Microstructurally toughened particulate-reinforced aluminum matrix composites

Abstract

Silicon carbide particulate-reinforced aluminum matrix composites with dramatically higher energy absorption capability and damage tolerance have been demonstrated. The approach, referred to as microstructurally toughened composites, consists of segregating the composite into particulate-reinforced regions and continuous ductile toughening regions. Composites consisting of silicon carbide particulate-reinforced 6061 Al (SiCp/6061) with monolithic 6061 and commercially pure (CP) titanium toughening regions were fabricated.

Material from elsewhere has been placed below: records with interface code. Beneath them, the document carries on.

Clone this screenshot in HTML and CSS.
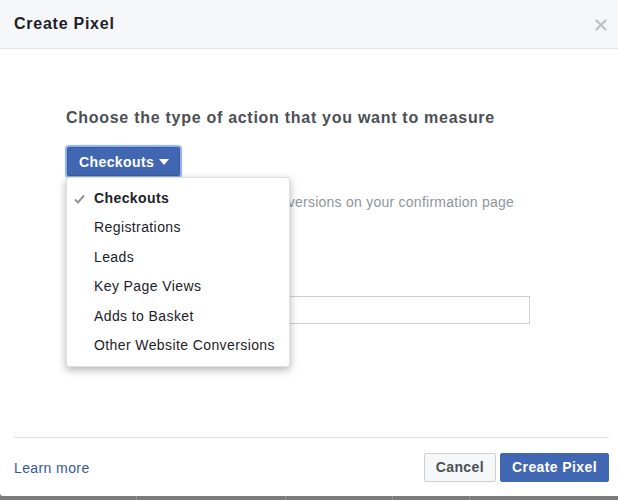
FILE: index.html
```html
<!DOCTYPE html>
<html>
<head>
<meta charset="utf-8">
<link rel="stylesheet" href="styles.css">
</head>
<body>
<div class="dialog">
  <div class="header">
    <div class="title">Create Pixel</div>
    <svg class="close" width="12" height="12" viewBox="0 0 12 12"><path d="M1.5 1.5 L10.5 10.5 M10.5 1.5 L1.5 10.5" stroke="#bec2c9" stroke-width="2.4" stroke-linecap="round"/></svg>
  </div>
  <div class="content">
    <div class="heading">Choose the type of action that you want to measure</div>
    <div class="select-wrap">
      <div class="select-btn">Checkouts<span class="caret"></span></div>
      <div class="menu">
        <div class="item selected"><svg class="check" width="11" height="10" viewBox="0 0 11 10"><path d="M1 5.5 L4 8.5 L10 1.5" fill="none" stroke="#90949c" stroke-width="2"/></svg>Checkouts</div>
        <div class="item">Registrations</div>
        <div class="item">Leads</div>
        <div class="item">Key Page Views</div>
        <div class="item">Adds to Basket</div>
        <div class="item">Other Website Conversions</div>
      </div>
    </div>
    <div class="desc">Track purchases and other conversions on your confirmation page</div>
    <div class="label">Pixel name</div>
    <div class="input"></div>
  </div>
  <div class="footer">
    <a class="learn">Learn more</a>
    <div class="actions">
      <div class="btn cancel">Cancel</div>
      <div class="btn primary">Create Pixel</div>
    </div>
  </div>
</div>
<div class="backdrop">
  <div class="cell c1"></div><div class="cell c2"></div><div class="cell c3"></div><div class="cell c4"></div><div class="cell c5"></div>
</div>
</body>
</html>
```
FILE: styles.css
```css
html, body {
  margin: 0;
  padding: 0;
  width: 618px;
  height: 500px;
  overflow: hidden;
  font-family: "Liberation Sans", Arial, sans-serif;
  background: #7b7b7b;
  letter-spacing: 0.4px;
}
.dialog {
  height: 496px;
  background: #fff;
  display: flex;
  flex-direction: column;
  border-bottom-left-radius: 3px;
}
.header {
  height: 48px;
  background: #f6f7f9;
  border-bottom: 1px solid #e5e5e5;
  display: flex;
  align-items: center;
  justify-content: space-between;
  padding: 0 11px 0 14px;
  flex: none;
}
.title {
  font-weight: bold;
  font-size: 16px;
  color: #1d2129;
  margin-top: -1px;
  letter-spacing: 0.75px;
}
.close {
  display: block;
  margin-top: 1px;
}
.content {
  flex: 1;
  padding: 59px 0 0 66px;
  position: relative;
}
.heading {
  font-weight: bold;
  font-size: 16px;
  line-height: 19px;
  color: #4b4f56;
  letter-spacing: 0.72px;
}
.select-wrap {
  position: relative;
  margin-top: 20px;
  height: 29px;
}
.select-btn {
  display: inline-flex;
  align-items: center;
  box-sizing: border-box;
  height: 29px;
  margin-left: 1px;
  padding: 0 10px 0 11px;
  background: #4267b2;
  border: 1px solid #3b5ca0;
  border-radius: 2px;
  box-shadow: 0 0 1px 2px #8fb0f0;
  color: #fff;
  font-weight: bold;
  font-size: 14px;
}
.caret {
  width: 0;
  height: 0;
  border-left: 5.5px solid transparent;
  border-right: 5.5px solid transparent;
  border-top: 6px solid #fff;
  margin-left: 5px;
  margin-top: 1px;
}
.menu {
  position: absolute;
  left: 0;
  top: 30px;
  width: 224px;
  box-sizing: border-box;
  padding: 6px 0;
  background: #fff;
  border: 1px solid rgba(0,0,0,0.12);
  border-radius: 3px;
  box-shadow: 0 3px 8px rgba(0,0,0,0.3);
  z-index: 2;
}
.item {
  height: 29.4px;
  line-height: 29.4px;
  padding-left: 27px;
  font-size: 14px;
  color: #1d2129;
  position: relative;
}
.item.selected {
  font-weight: bold;
}
.check {
  position: absolute;
  left: 7px;
  top: 10px;
}
.desc {
  margin-top: 18px;
  margin-left: 22px;
  font-size: 14px;
  line-height: 17px;
  color: #90949c;
  white-space: nowrap;
  letter-spacing: 0.25px;
}
.label {
  margin-top: 63px;
  font-size: 12px;
  font-weight: bold;
  color: #4b4f56;
}
.input {
  margin-top: 8px;
  width: 464px;
  height: 28px;
  box-sizing: border-box;
  border: 1px solid #ccd0d5;
}
.footer {
  flex: none;
  margin: 0 9px 0 14px;
  border-top: 1px solid #dddfe2;
  padding: 15px 0 14px;
  display: flex;
  align-items: center;
  justify-content: space-between;
}
.learn {
  font-size: 14px;
  color: #365899;
}
.actions {
  display: flex;
  gap: 4px;
}
.btn {
  box-sizing: border-box;
  height: 29px;
  line-height: 27px;
  padding: 0 11px;
  border-radius: 2px;
  font-weight: bold;
  font-size: 14px;
}
.cancel {
  background: #f6f7f9;
  border: 1px solid #ced0d4;
  color: #4b4f56;
}
.primary {
  background: #4267b2;
  border: 1px solid #4267b2;
  color: #fff;
}
.backdrop {
  height: 4px;
  display: flex;
}
.cell {
  border-right: 1px solid #939393;
}
.c1 { width: 136px; }
.c2 { width: 148px; }
.c3 { width: 106px; }
.c4 { width: 76px; }
.c5 { flex: 1; border-right: none; }
```
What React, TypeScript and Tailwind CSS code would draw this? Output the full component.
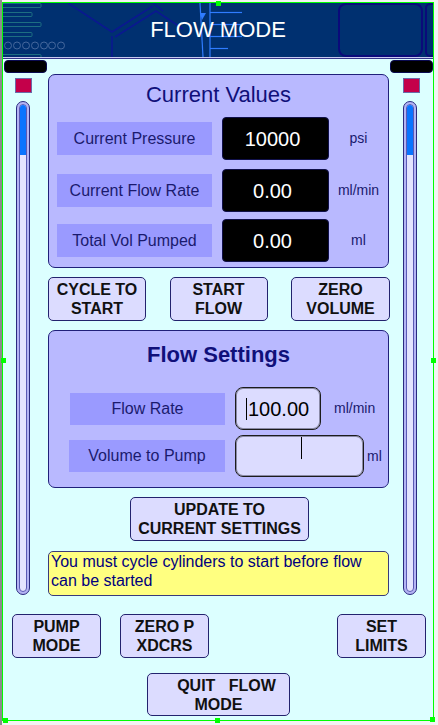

As much as an order of magnitude increase in notched Charpy impact energy absorption capability was demonstrated relative to conventional SiCp/6061 composites, with the higher values being associated with those samples that deflected the crack front more extensively during failure. The longitudinal tensile strength of the composites was shown to be independent of the scale of the microstructure or the magnitude of the toughening/reinforced region’s interfacial strength. The high impact energy 6061 toughened composites displayed low transverse tensile strength values, while the CP titanium toughened composites simultaneously displayed high energy absorption and high transverse tensile strength. A model was also developed to predict the minimum and maximum energy absorption capability of the composites, as well as provide a quantitative estimate of the composite energy absorption based on the measured crack front deflection length in the failed impact samples.